Таким образом, то, что у Экхарта может показаться заменой человека Богом, на деле основывается радикальной заменой Бога человеком. Это – кьеркегоровский парадокс, а не гегелевская диалектика, так как здесь верны в равной степени и автономия, и гетерономия. Отсюда также следует что, хотя на первый взгляд экхартовское понятие рождения Бога в душе имеет мало общего с историческим вочеловечением, это далеко не так. Постольку, поскольку это рождение всегда происходит посредством благодати, оно несколько схоже с кьеркегоровским понятием «повторения» жизни Христа.
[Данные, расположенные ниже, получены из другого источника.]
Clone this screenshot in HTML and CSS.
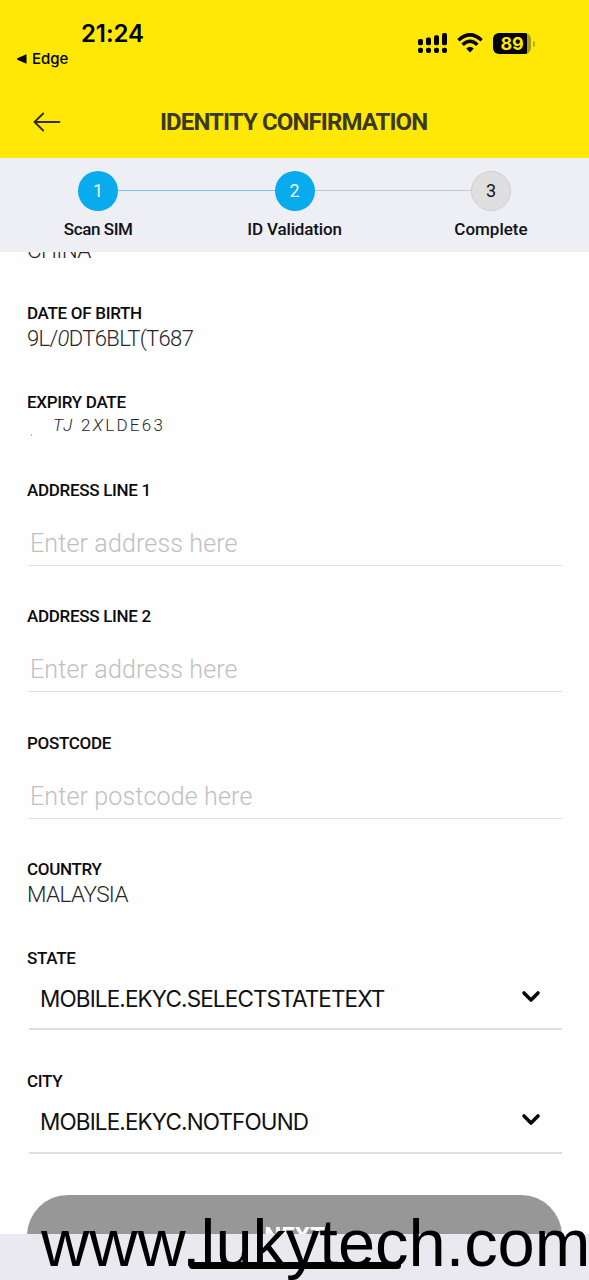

Поскольку, как указывал Кьеркегор, вочеловечение Бога подразумевает парадоксальное совпадение бесконечного и конечного, это – не та истина, которая может быть явлена «прямо», непарадоксальным и конечным образом. Даже сам Бог может явить себя только инкогнито, под некоей игривой личиной. Но – и это очевидно – если бы это инкогнито было бы абсолютным (на что, по-видимому, указывает Жижек, так как его Христос – заговаривающийся безумец), узнавание было бы невозможным. Так что если последствием вочеловечения является то, что мы видим Бога, полностью присутствующего в повседневной жизни, неограниченного законом, то это может изначально открыться нам только посредством события, совмещающего необычайное с обычным. Именно этот факт ускользает от Жижека. Так, Кьеркегор пишет, что чудеса действительно были необходимы, чтобы указать на необычайное, а Честертон указывает, что Христос в Евангелии действует сверхчеловеческим, вполне божественным образом, хотя эти эпизоды перемежаются внезапными переходами в другой модус, в котором он является полностью человеческим и даже подверженным почти детскому раздражению. Как утверждает Честертон, опережая свое время – это соответствует тому, как Новый Завет совмещает римскую атмосферу домашнего гостеприимства и уважения детства (и женщин) с еврейским чувством возвышенно-апокалиптического.